Conservative Judaism

In Conservative Judaism, the death penalty was the subject of a responsum by its Committee on Jewish Law and Standards, which has gone on record as opposing the modern institution of the death penalty:
"The Talmud ruled out the admissibility of circumstantial evidence in cases which involved a capital crime. Two witnesses were required to testify that they saw the action with their own eyes. A man could not be found guilty of a capital crime through his own confession or through the testimony of immediate members of his family. The rabbis demanded a condition of cool premeditation in the act of crime before they would sanction the death penalty; the specific test on which they insisted was that the criminal be warned prior to the crime, and that the criminal indicate by responding to the warning, that he is fully aware of his deed, but that he is determined to go through with it. In effect, this did away with the application of the death penalty. The rabbis were aware of this, and they declared openly that they found capital punishment repugnant to them… There is another reason which argues for the abolition of capital punishment. It is the fact of human fallibility. Too often, we learn of people who were convicted of crimes, and only later are new facts uncovered by which their innocence is established.
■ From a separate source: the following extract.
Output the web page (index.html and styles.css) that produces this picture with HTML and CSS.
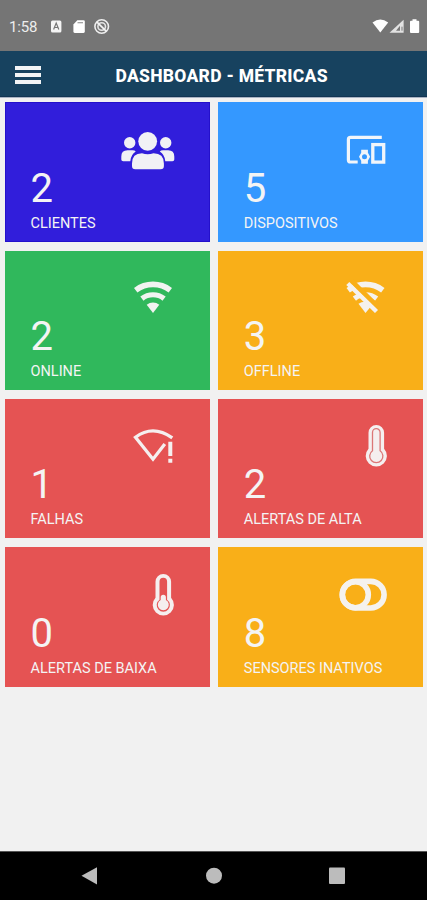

The doors of the jail can be opened; in such cases, we can partially undo the injustice. But the dead cannot be brought back to life again. We regard all forms of capital punishment as barbaric and obsolete."

Reform Judaism

Since 1959, the Central Conference of American Rabbis and the Union for Reform Judaism have formally opposed the death penalty. The CCAR resolved in 1979 that "both in concept and in practice, Jewish tradition found capital punishment repugnant", and there is no persuasive evidence "that capital punishment serves as a deterrent to crime".